'''

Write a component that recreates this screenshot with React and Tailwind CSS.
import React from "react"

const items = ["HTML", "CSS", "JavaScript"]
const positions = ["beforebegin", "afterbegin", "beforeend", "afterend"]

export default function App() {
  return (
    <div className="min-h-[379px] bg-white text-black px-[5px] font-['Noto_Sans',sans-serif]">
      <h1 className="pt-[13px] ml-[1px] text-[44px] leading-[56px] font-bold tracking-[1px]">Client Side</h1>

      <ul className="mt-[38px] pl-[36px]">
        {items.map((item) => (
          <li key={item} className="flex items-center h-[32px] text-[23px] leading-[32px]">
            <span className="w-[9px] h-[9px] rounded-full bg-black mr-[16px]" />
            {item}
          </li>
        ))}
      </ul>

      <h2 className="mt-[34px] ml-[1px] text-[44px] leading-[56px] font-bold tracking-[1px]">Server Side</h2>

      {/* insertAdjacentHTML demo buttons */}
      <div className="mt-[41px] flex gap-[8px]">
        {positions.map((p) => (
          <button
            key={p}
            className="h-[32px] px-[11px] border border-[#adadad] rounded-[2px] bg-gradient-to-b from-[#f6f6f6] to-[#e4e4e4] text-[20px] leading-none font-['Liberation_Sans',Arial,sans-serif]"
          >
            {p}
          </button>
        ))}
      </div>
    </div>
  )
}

'''
'''

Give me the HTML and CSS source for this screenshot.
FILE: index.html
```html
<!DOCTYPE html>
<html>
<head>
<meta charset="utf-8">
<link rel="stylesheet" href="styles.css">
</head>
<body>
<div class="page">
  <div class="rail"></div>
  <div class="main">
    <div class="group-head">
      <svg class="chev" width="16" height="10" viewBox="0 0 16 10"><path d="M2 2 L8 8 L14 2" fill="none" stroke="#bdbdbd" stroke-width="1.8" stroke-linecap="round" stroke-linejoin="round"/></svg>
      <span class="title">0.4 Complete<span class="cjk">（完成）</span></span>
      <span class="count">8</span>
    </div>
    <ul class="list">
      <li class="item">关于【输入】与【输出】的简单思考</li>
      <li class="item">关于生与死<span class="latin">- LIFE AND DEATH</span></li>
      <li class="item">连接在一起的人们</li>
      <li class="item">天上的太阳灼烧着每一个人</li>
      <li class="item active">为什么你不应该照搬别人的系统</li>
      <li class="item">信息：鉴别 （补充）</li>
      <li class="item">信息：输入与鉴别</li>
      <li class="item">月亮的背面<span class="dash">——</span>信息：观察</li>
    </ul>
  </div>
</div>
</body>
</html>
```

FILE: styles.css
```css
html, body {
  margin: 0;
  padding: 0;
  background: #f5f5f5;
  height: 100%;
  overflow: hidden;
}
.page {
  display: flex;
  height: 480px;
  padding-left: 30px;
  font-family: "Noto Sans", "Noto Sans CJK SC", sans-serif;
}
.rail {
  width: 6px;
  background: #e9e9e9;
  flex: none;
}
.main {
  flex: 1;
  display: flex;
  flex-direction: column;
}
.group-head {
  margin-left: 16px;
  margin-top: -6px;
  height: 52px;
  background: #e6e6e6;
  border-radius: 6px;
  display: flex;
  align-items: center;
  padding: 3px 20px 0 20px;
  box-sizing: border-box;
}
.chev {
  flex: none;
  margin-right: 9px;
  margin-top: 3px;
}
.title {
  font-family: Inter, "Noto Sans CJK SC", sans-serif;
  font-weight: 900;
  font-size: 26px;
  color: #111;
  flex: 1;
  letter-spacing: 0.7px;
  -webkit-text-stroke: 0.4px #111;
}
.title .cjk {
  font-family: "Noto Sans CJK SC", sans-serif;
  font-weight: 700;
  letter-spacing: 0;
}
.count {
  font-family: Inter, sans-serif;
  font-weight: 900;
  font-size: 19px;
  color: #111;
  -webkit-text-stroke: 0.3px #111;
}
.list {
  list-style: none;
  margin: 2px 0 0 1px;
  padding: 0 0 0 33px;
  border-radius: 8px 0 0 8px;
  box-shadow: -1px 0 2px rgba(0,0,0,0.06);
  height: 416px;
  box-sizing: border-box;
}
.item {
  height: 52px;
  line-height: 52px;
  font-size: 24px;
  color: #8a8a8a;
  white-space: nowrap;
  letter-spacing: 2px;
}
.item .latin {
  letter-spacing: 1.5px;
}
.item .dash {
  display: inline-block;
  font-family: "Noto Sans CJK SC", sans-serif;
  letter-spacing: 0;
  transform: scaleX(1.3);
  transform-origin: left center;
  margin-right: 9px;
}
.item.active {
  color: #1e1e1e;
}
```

'''

Report how many lines hold the string "this", giving the number and nothing else.

2